Getting Back in the Game: A Strategy to Boost American Nuclear Exports
Published January 10, 2017
Since the dawn of commercial nuclear power in the 1950’s, the United States has been a leading supplier of civilian nuclear technologies to countries around the globe. This has provided major benefits to the American economy and our foreign policy interests. But over the past two decades, the U.S. nuclear export industry lost its top spot and risks falling even further.
While our companies continue to offer top-tier goods and services, the low-cost, “sign and go” financing packages being offered by some of our state-owned foreign competitors are slowly pushing America out of a multi- billion dollar global market. This has serious implications for U.S. commerce and global security. To reverse this trend, the U.S. must reprioritize American nuclear exports as a key element of its domestic and foreign policy.
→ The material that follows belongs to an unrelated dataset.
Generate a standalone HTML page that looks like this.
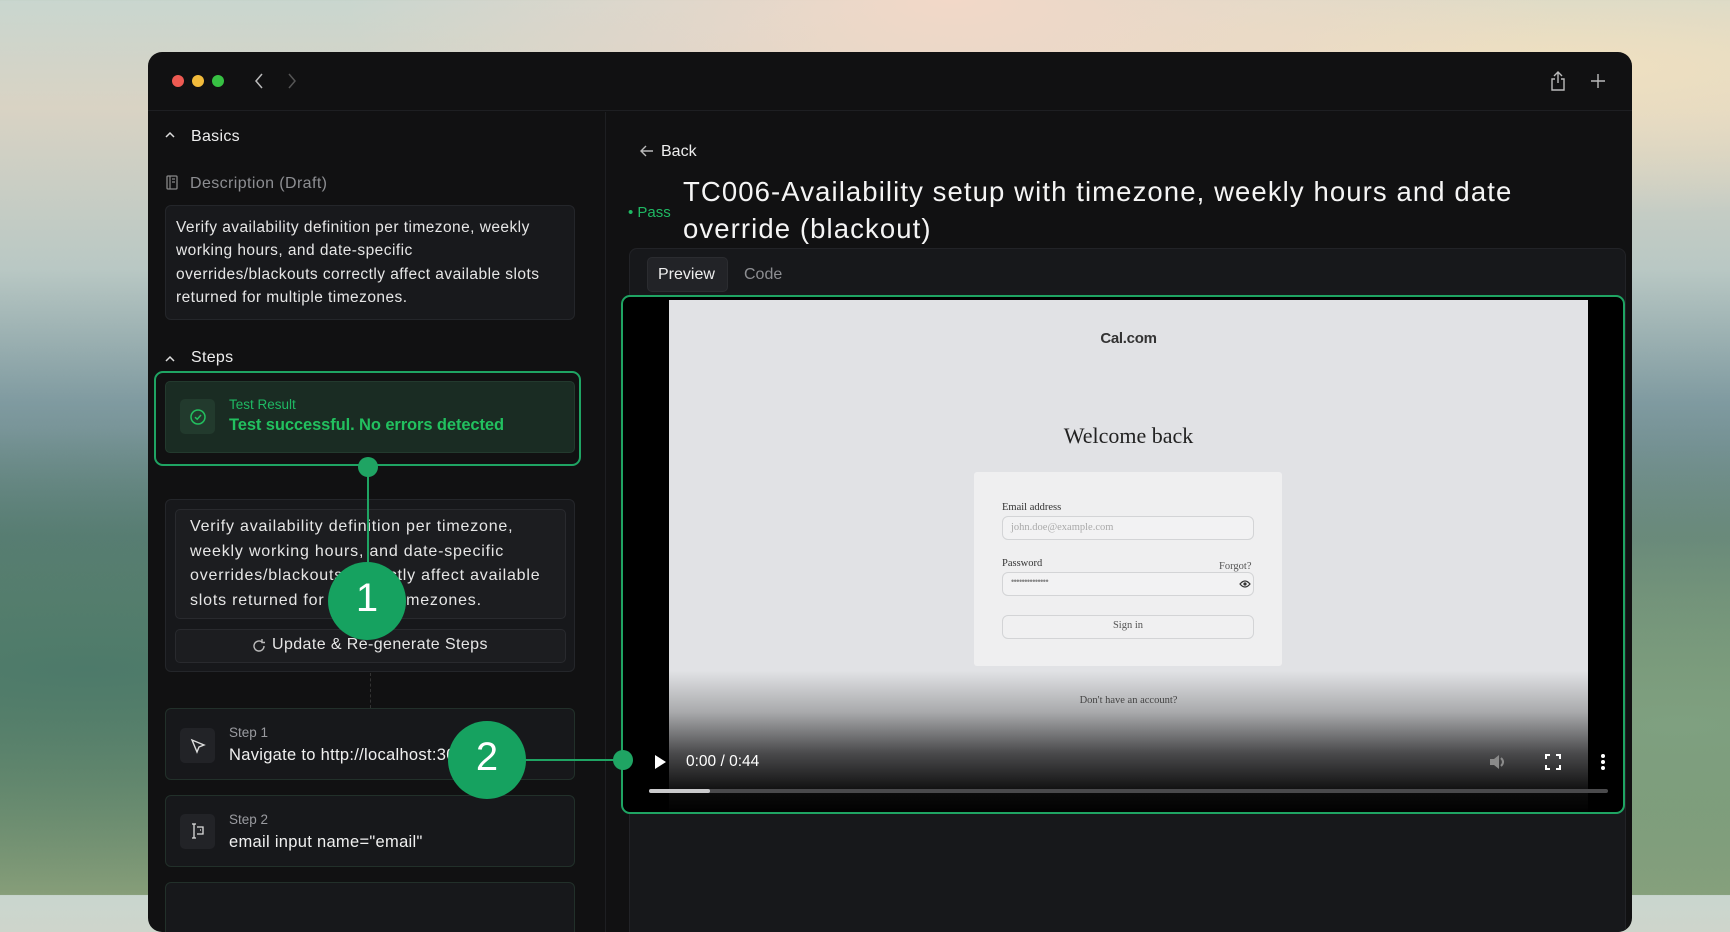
<!DOCTYPE html>
<html><head><meta charset="utf-8"><style>
*{box-sizing:border-box;margin:0;padding:0}
body{width:1730px;height:895px;overflow:hidden;position:relative;font-family:"Liberation Sans",sans-serif;
background:linear-gradient(180deg,#c9d6cf 0%,#d9d3c4 12%,#b9c8c4 30%,#7f9aa0 45%,#5f7f78 60%,#6f8e6c 80%,#8aa07a 100%);}
.abs{position:absolute}
.win{position:absolute;left:148px;top:52px;width:1484px;height:880px;background:#111112;border-radius:14px;overflow:hidden}
.t{position:absolute;white-space:nowrap}
.card{position:absolute;border:1px solid #24262a;border-radius:6px;background:#17181b}
.ic{position:absolute;width:35px;height:35px;border-radius:5px;background:#222327}
</style></head><body>
<div class="abs" style="left:0;top:0;width:1730px;height:330px;background:radial-gradient(ellipse at 55% 0%,#f2d8c8 0%,rgba(240,215,200,0) 45%),radial-gradient(ellipse at 90% 20%,#f0e0c0 0%,rgba(0,0,0,0) 40%)"></div>
<div class="abs" style="left:0;top:330px;width:1730px;height:565px;background:radial-gradient(ellipse at 5% 60%,#4d7a6a 0%,rgba(0,0,0,0) 50%),radial-gradient(ellipse at 97% 70%,#7fa080 0%,rgba(0,0,0,0) 50%)"></div>
<div class="win">
 <div class="abs" style="left:0;top:0;width:1484px;height:59px;border-bottom:1px solid #1e1f22"></div>
 <div class="abs" style="left:24px;top:23px;width:12px;height:12px;border-radius:50%;background:#ee5a52"></div>
 <div class="abs" style="left:44px;top:23px;width:12px;height:12px;border-radius:50%;background:#f2bb3b"></div>
 <div class="abs" style="left:64px;top:23px;width:12px;height:12px;border-radius:50%;background:#37c143"></div>
 <svg class="abs" style="left:104px;top:20px" width="14" height="18"><path d="M10 2 L4 9 L10 16" stroke="#bbb" stroke-width="1.5" fill="none"/></svg>
 <svg class="abs" style="left:137px;top:20px" width="14" height="18"><path d="M4 2 L10 9 L4 16" stroke="#555" stroke-width="1.5" fill="none"/></svg>
 <svg class="abs" style="left:1401px;top:18px" width="18" height="22"><path d="M9 2V13M5 6L9 2L13 6M6 9H3V20H15V9H12" stroke="#bbb" stroke-width="1.4" fill="none"/></svg>
 <svg class="abs" style="left:1441px;top:20px" width="18" height="18"><path d="M9 2V16M2 9H16" stroke="#bbb" stroke-width="1.4"/></svg>
 <div class="abs" style="left:457px;top:60px;width:1px;height:820px;background:#1e1f22"></div>
 <svg class="abs" style="left:16px;top:78px" width="12" height="10"><path d="M2 7L6 3L10 7" stroke="#ddd" stroke-width="1.5" fill="none"/></svg>
 <div class="t" style="left:43px;top:76px;font-size:16px;color:#eee;letter-spacing:.3px">Basics</div>
 <svg class="abs" style="left:18px;top:123px" width="12" height="16"><rect x="1" y="1" width="10" height="13" rx="1" stroke="#888" fill="none" stroke-width="1.3"/><path d="M4 1V14M6 4H9M6 7H9" stroke="#888" stroke-width="1.2"/></svg>
 <div class="t" style="left:42px;top:123px;font-size:16px;color:#8d8e92;letter-spacing:.4px">Description (Draft)</div>
 <div class="card" style="left:17px;top:153px;width:410px;height:115px;background:#18191c"></div>
 <div class="abs" style="left:28px;top:164px;width:400px;font-size:15.5px;line-height:23.3px;color:#e6e6e6;letter-spacing:.45px;white-space:nowrap">Verify availability definition per timezone, weekly<br>working hours, and date-specific<br>overrides/blackouts correctly affect available slots<br>returned for multiple timezones.</div>
 <svg class="abs" style="left:16px;top:302px" width="12" height="10"><path d="M2 7L6 3L10 7" stroke="#ddd" stroke-width="1.5" fill="none"/></svg>
 <div class="t" style="left:43px;top:297px;font-size:16px;color:#eee;letter-spacing:.3px">Steps</div>
 <div class="abs" style="left:6px;top:319px;width:427px;height:95px;border:2px solid #1fa463;border-radius:9px"></div>
 <div class="abs" style="left:17px;top:329px;width:410px;height:72px;background:#1a2c23;border:1px solid #233a2e;border-radius:5px"></div>
 <div class="ic" style="left:32px;top:347px;background:#223a2d"></div>
 <svg class="abs" style="left:41px;top:356px" width="18" height="18"><circle cx="9" cy="9" r="7" stroke="#22c05f" stroke-width="1.5" fill="none"/><path d="M6 9.2L8.2 11.2L12 7" stroke="#22c05f" stroke-width="1.5" fill="none"/></svg>
 <div class="t" style="left:81px;top:345px;font-size:13.5px;color:#1fb863">Test Result</div>
 <div class="t" style="left:81px;top:364px;font-size:16.5px;font-weight:bold;color:#22c05f;letter-spacing:-.1px">Test successful. No errors detected</div>
 <div class="card" style="left:17px;top:447px;width:410px;height:173px"></div>
 <div class="abs" style="left:27px;top:457px;width:391px;height:110px;background:#1c1d20;border:1px solid #292a2e;border-radius:5px"></div>
 <div class="abs" style="left:42px;top:463px;width:370px;font-size:16px;line-height:24.5px;color:#e6e6e6;letter-spacing:.8px">Verify availability definition per timezone, weekly working hours, and date-specific overrides/blackouts correctly affect available slots returned for multiple timezones.</div>
 <div class="abs" style="left:27px;top:577px;width:391px;height:34px;background:#1c1d20;border:1px solid #292a2e;border-radius:5px"></div>
 <svg class="abs" style="left:103px;top:586px" width="16" height="16"><path d="M13 8A5 5 0 1 1 11 4M11 1V4.5H14" stroke="#bbb" stroke-width="1.4" fill="none"/></svg>
 <div class="t" style="left:124px;top:584px;font-size:16px;color:#e6e6e6;letter-spacing:.4px">Update &amp; Re-generate Steps</div>
 <div class="abs" style="left:222px;top:621px;width:0;height:35px;border-left:1px dashed #333"></div>
 <div class="card" style="left:17px;top:656px;width:410px;height:72px;border-color:#22302a"></div>
 <div class="ic" style="left:32px;top:676px"></div>
 <svg class="abs" style="left:41px;top:685px" width="18" height="18"><path d="M3 3L8 15L10 10L15 8Z" stroke="#ddd" stroke-width="1.4" fill="none"/></svg>
 <div class="t" style="left:81px;top:673px;font-size:13.5px;color:#9a9ba0">Step 1</div>
 <div class="t" style="left:81px;top:694px;font-size:16.5px;color:#f0f0f0;letter-spacing:.3px">Navigate to http://localhost:3000</div>
 <div class="card" style="left:17px;top:743px;width:410px;height:72px;border-color:#22302a"></div>
 <div class="ic" style="left:32px;top:762px"></div>
 <svg class="abs" style="left:41px;top:770px" width="18" height="18"><path d="M5 2V16M3 2H7M3 16H7M8 5H14V12H8M11 8H12" stroke="#ddd" stroke-width="1.3" fill="none"/></svg>
 <div class="t" style="left:81px;top:760px;font-size:13.5px;color:#9a9ba0">Step 2</div>
 <div class="t" style="left:81px;top:781px;font-size:16.5px;color:#f0f0f0;letter-spacing:.3px">email input name="email"</div>
 <div class="card" style="left:17px;top:830px;width:410px;height:72px;border-color:#22302a"></div>
 <svg class="abs" style="left:491px;top:92px" width="16" height="14"><path d="M14 7H2M7 2L2 7L7 12" stroke="#bbb" stroke-width="1.4" fill="none"/></svg>
 <div class="t" style="left:513px;top:91px;font-size:16px;color:#eee">Back</div>
 <div class="t" style="left:480px;top:152px;font-size:15px;color:#1fb863">• Pass</div>
 <div class="abs" style="left:535px;top:121px;width:860px;font-size:27.5px;line-height:37px;color:#f5f5f5;letter-spacing:1.1px">TC006-Availability setup with timezone, weekly hours and date override (blackout)</div>
 <div class="abs" style="left:481px;top:196px;width:997px;height:700px;background:#17181b;border:1px solid #222327;border-radius:8px"></div>
 <div class="abs" style="left:499px;top:205px;width:81px;height:35px;background:#222327;border:1px solid #2b2c30;border-radius:5px"></div>
 <div class="t" style="left:510px;top:214px;font-size:16px;color:#eee">Preview</div>
 <div class="t" style="left:596px;top:214px;font-size:16px;color:#8d8e92">Code</div>
 <div class="abs" style="left:473px;top:243px;width:1004px;height:519px;border:2px solid #1fa463;border-radius:9px;background:#000;overflow:hidden">
  <div class="abs" style="left:46px;top:3px;width:919px;height:515px;background:linear-gradient(180deg,#e1e2e5 0%,#e1e2e5 72%,#a9aaac 80%,#4a4a4c 88%,#0a0a0a 96%,#000 100%)"></div>
  <div class="t" style="left:46px;top:33px;width:919px;text-align:center;font-size:15px;font-weight:bold;color:#333;letter-spacing:-.3px">Cal.com</div>
  <div class="t" style="left:46px;top:126px;width:919px;text-align:center;font-family:'Liberation Serif',serif;font-size:22px;color:#222">Welcome back</div>
  <div class="abs" style="left:351px;top:175px;width:308px;height:194px;background:#efeff0;border-radius:3px"></div>
  <div class="t" style="left:379px;top:205px;font-family:'Liberation Serif',serif;font-size:10.5px;color:#333">Email address</div>
  <div class="abs" style="left:379px;top:219px;width:252px;height:24px;border:1px solid #d3d4d6;border-radius:6px;background:#f2f2f3"></div>
  <div class="t" style="left:388px;top:225px;font-family:'Liberation Serif',serif;font-size:10.5px;color:#aaa">john.doe@example.com</div>
  <div class="t" style="left:379px;top:261px;font-family:'Liberation Serif',serif;font-size:10.5px;color:#333">Password</div>
  <div class="t" style="left:596px;top:264px;font-family:'Liberation Serif',serif;font-size:10.5px;color:#555">Forgot?</div>
  <div class="abs" style="left:379px;top:275px;width:252px;height:24px;border:1px solid #d3d4d6;border-radius:6px;background:#f2f2f3"></div>
  <div class="t" style="left:388px;top:279px;font-size:9px;color:#888;letter-spacing:-.5px">••••••••••••••</div>
  <svg class="abs" style="left:616px;top:282px" width="12" height="10"><path d="M1 5Q6 -1 11 5Q6 11 1 5Z" stroke="#333" fill="none" stroke-width="1.2"/><circle cx="6" cy="5" r="1.6" fill="#333"/></svg>
  <div class="abs" style="left:379px;top:318px;width:252px;height:24px;border:1px solid #d3d4d6;border-radius:6px;background:#f0f0f1"></div>
  <div class="t" style="left:379px;top:323px;width:252px;text-align:center;font-family:'Liberation Serif',serif;font-size:10.5px;color:#555">Sign in</div>
  <div class="t" style="left:46px;top:398px;width:919px;text-align:center;font-family:'Liberation Serif',serif;font-size:10.5px;color:#444">Don't have an account?</div>
  <svg class="abs" style="left:31px;top:458px" width="12" height="14"><path d="M1 0L12 7L1 14Z" fill="#fff"/></svg>
  <div class="t" style="left:63px;top:456px;font-size:15.5px;color:#fff">0:00 / 0:44</div>
  <svg class="abs" style="left:865px;top:456px" width="20" height="18"><path d="M2 6H6L11 2V16L6 12H2Z" fill="#8a8a8a"/><path d="M13 5Q17 9 13 13" stroke="#8a8a8a" stroke-width="2" fill="none"/></svg>
  <svg class="abs" style="left:922px;top:457px" width="16" height="16"><path d="M1 5V1H5M11 1H15V5M15 11V15H11M5 15H1V11" stroke="#fff" stroke-width="2" fill="none"/></svg>
  <div class="abs" style="left:978px;top:457px;width:4px;height:4px;border-radius:50%;background:#fff;box-shadow:0 6px 0 #fff,0 12px 0 #fff"></div>
  <div class="abs" style="left:26px;top:492px;width:959px;height:4px;border-radius:2px;background:#4a4a4c"></div>
  <div class="abs" style="left:26px;top:492px;width:61px;height:4px;border-radius:2px;background:#c9c9cb"></div>
 </div>
 <div class="abs" style="left:219px;top:415px;width:2px;height:135px;background:#1fa463"></div>
 <div class="abs" style="left:210px;top:405px;width:20px;height:20px;border-radius:50%;background:#1fa463"></div>
 <div class="abs" style="left:180px;top:510px;width:78px;height:78px;border-radius:50%;background:#16a260"></div>
 <div class="t" style="left:180px;top:524px;width:78px;text-align:center;font-size:40px;color:#fff">1</div>
 <div class="abs" style="left:370px;top:707px;width:110px;height:2px;background:#1fa463"></div>
 <div class="abs" style="left:465px;top:698px;width:20px;height:20px;border-radius:50%;background:#1fa463"></div>
 <div class="abs" style="left:300px;top:669px;width:78px;height:78px;border-radius:50%;background:#16a260"></div>
 <div class="t" style="left:300px;top:683px;width:78px;text-align:center;font-size:40px;color:#fff">2</div>
</div>
</body></html>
Here are some actions that can get the ball rolling:
- Establish leadership within the White House to oversee and coordinate nuclear energy policy
- Provide better financing options
- Accelerate U.S. nuclear innovation to capture new markets
Competing in the global civilian nuclear energy market should be a top economic priority for the U.S. The Department of Commerce predicts that global demand for nuclear energy technology will total $500‐$740 billion over the next decade.1 And that’s just the beginning. Leading authorities including the International Energy Agency expect the world’s nuclear capacity to double by 2050,2 as developing economies try to keep pace with growing energy demand and most nations turn increasingly to low-carbon sources to meet emissions targets.3 Capturing even a portion of a market this size would produce enormous rewards for American businesses and workers.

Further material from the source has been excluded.